What you are asked to do: No images are to be carried over; print all other material exactly as it stands.

Information shown:
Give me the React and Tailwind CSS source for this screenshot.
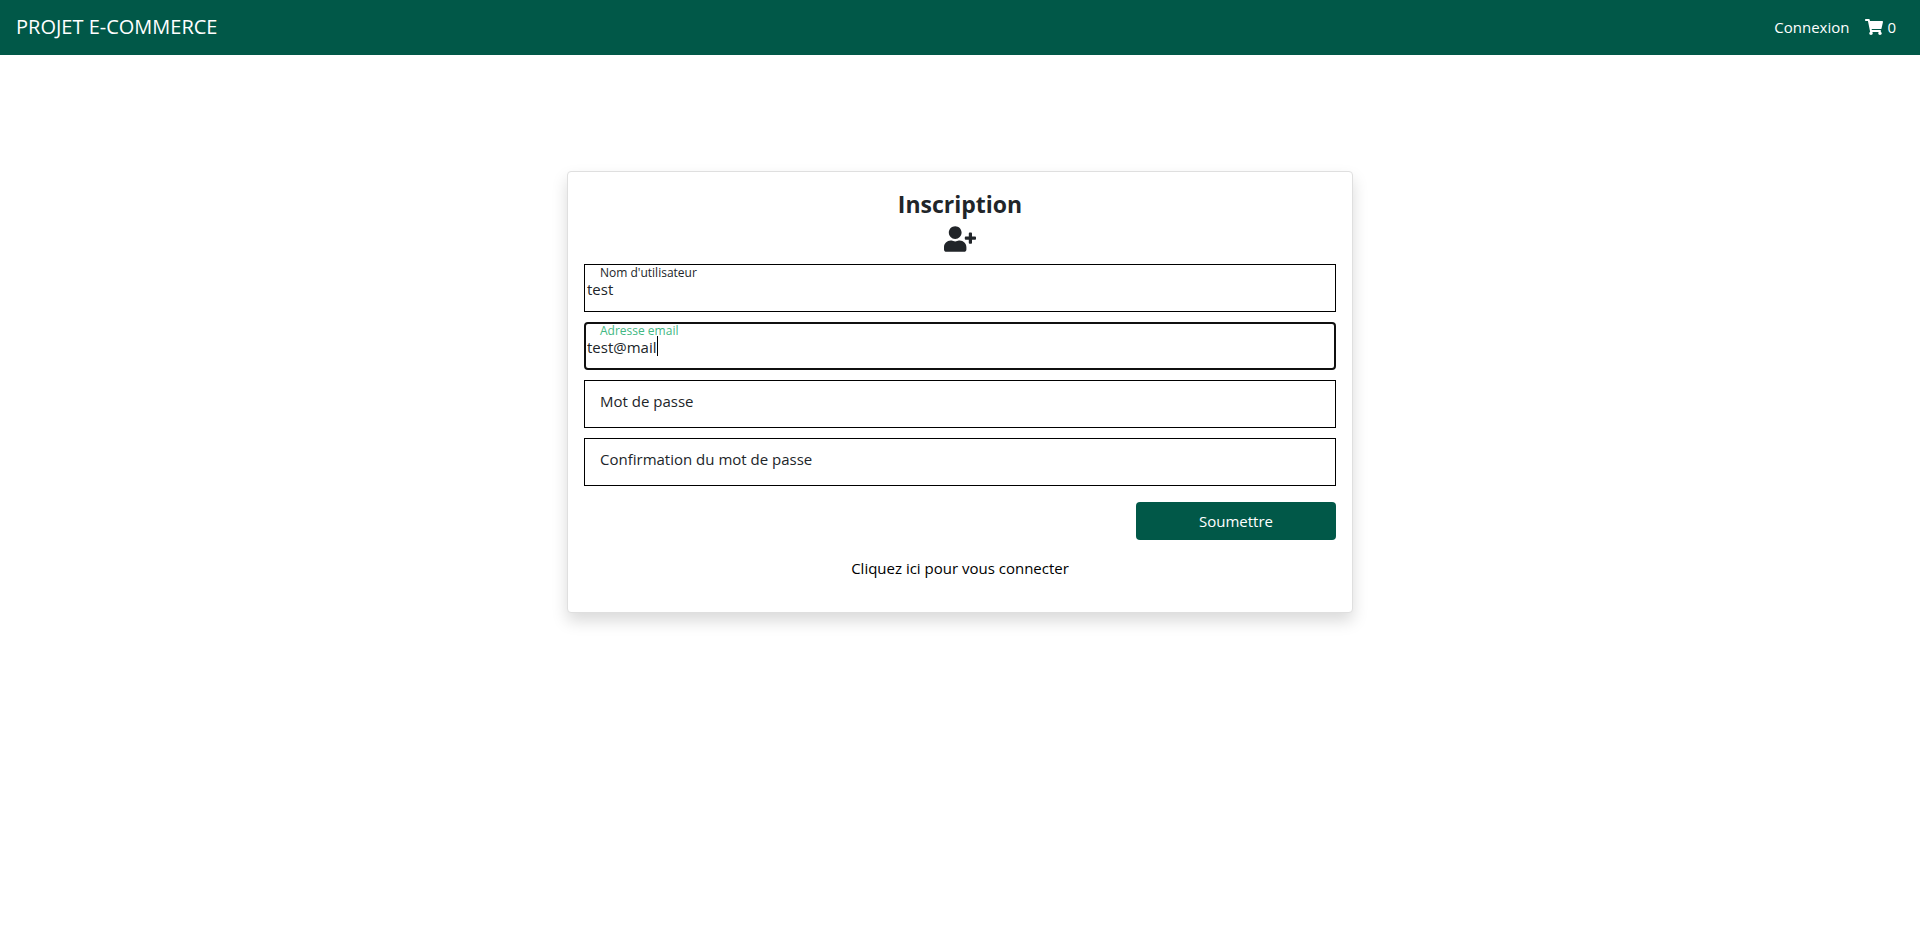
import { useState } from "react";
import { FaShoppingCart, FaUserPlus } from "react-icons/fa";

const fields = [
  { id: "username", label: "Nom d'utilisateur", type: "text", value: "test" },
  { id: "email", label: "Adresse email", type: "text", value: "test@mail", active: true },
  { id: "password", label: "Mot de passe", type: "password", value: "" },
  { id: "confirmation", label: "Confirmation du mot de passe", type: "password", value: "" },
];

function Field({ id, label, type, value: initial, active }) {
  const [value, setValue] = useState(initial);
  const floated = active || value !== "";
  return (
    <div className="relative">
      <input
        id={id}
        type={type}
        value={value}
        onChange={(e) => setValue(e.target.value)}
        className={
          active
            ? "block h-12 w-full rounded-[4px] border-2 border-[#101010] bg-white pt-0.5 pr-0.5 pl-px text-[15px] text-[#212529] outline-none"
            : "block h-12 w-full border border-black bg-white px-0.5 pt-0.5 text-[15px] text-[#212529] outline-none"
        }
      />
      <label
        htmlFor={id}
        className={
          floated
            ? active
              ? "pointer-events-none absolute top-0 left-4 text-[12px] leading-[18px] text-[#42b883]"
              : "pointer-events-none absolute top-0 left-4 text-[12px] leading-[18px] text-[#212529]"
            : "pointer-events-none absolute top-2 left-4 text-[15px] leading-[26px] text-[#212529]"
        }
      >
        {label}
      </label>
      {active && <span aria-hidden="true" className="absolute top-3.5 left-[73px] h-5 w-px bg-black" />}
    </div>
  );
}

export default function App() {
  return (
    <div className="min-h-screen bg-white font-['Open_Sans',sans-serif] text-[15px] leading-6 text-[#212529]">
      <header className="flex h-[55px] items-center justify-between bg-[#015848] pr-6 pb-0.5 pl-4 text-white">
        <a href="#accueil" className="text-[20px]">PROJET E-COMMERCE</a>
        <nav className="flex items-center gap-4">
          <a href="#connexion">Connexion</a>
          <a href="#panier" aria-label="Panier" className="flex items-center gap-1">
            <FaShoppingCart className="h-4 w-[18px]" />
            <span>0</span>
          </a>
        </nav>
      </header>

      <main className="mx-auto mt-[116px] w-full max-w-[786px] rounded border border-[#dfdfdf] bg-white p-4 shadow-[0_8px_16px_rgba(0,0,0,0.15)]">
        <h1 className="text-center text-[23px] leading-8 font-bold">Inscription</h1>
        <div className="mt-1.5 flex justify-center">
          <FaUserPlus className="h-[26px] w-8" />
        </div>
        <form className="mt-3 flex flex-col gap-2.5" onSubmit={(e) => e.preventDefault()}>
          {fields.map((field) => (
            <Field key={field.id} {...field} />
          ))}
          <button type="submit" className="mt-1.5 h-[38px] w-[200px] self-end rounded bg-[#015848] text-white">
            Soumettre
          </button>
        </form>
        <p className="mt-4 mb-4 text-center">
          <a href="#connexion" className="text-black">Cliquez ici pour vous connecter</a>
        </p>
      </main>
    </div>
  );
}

Task solution:
Give me the React and Tailwind CSS source for this screenshot.
import { useState } from "react";
import { FaShoppingCart, FaUserPlus } from "react-icons/fa";

const fields = [
  { id: "username", label: "Nom d'utilisateur", type: "text", value: "test" },
  { id: "email", label: "Adresse email", type: "text", value: "test@mail", active: true },
  { id: "password", label: "Mot de passe", type: "password", value: "" },
  { id: "confirmation", label: "Confirmation du mot de passe", type: "password", value: "" },
];

function Field({ id, label, type, value: initial, active }) {
  const [value, setValue] = useState(initial);
  const floated = active || value !== "";
  return (
    <div className="relative">
      <input
        id={id}
        type={type}
        value={value}
        onChange={(e) => setValue(e.target.value)}
        className={
          active
            ? "block h-12 w-full rounded-[4px] border-2 border-[#101010] bg-white pt-0.5 pr-0.5 pl-px text-[15px] text-[#212529] outline-none"
            : "block h-12 w-full border border-black bg-white px-0.5 pt-0.5 text-[15px] text-[#212529] outline-none"
        }
      />
      <label
        htmlFor={id}
        className={
          floated
            ? active
              ? "pointer-events-none absolute top-0 left-4 text-[12px] leading-[18px] text-[#42b883]"
              : "pointer-events-none absolute top-0 left-4 text-[12px] leading-[18px] text-[#212529]"
            : "pointer-events-none absolute top-2 left-4 text-[15px] leading-[26px] text-[#212529]"
        }
      >
        {label}
      </label>
      {active && <span aria-hidden="true" className="absolute top-3.5 left-[73px] h-5 w-px bg-black" />}
    </div>
  );
}

export default function App() {
  return (
    <div className="min-h-screen bg-white font-['Open_Sans',sans-serif] text-[15px] leading-6 text-[#212529]">
      <header className="flex h-[55px] items-center justify-between bg-[#015848] pr-6 pb-0.5 pl-4 text-white">
        <a href="#accueil" className="text-[20px]">PROJET E-COMMERCE</a>
        <nav className="flex items-center gap-4">
          <a href="#connexion">Connexion</a>
          <a href="#panier" aria-label="Panier" className="flex items-center gap-1">
            <FaShoppingCart className="h-4 w-[18px]" />
            <span>0</span>
          </a>
        </nav>
      </header>

      <main className="mx-auto mt-[116px] w-full max-w-[786px] rounded border border-[#dfdfdf] bg-white p-4 shadow-[0_8px_16px_rgba(0,0,0,0.15)]">
        <h1 className="text-center text-[23px] leading-8 font-bold">Inscription</h1>
        <div className="mt-1.5 flex justify-center">
          <FaUserPlus className="h-[26px] w-8" />
        </div>
        <form className="mt-3 flex flex-col gap-2.5" onSubmit={(e) => e.preventDefault()}>
          {fields.map((field) => (
            <Field key={field.id} {...field} />
          ))}
          <button type="submit" className="mt-1.5 h-[38px] w-[200px] self-end rounded bg-[#015848] text-white">
            Soumettre
          </button>
        </form>
        <p className="mt-4 mb-4 text-center">
          <a href="#connexion" className="text-black">Cliquez ici pour vous connecter</a>
        </p>
      </main>
    </div>
  );
}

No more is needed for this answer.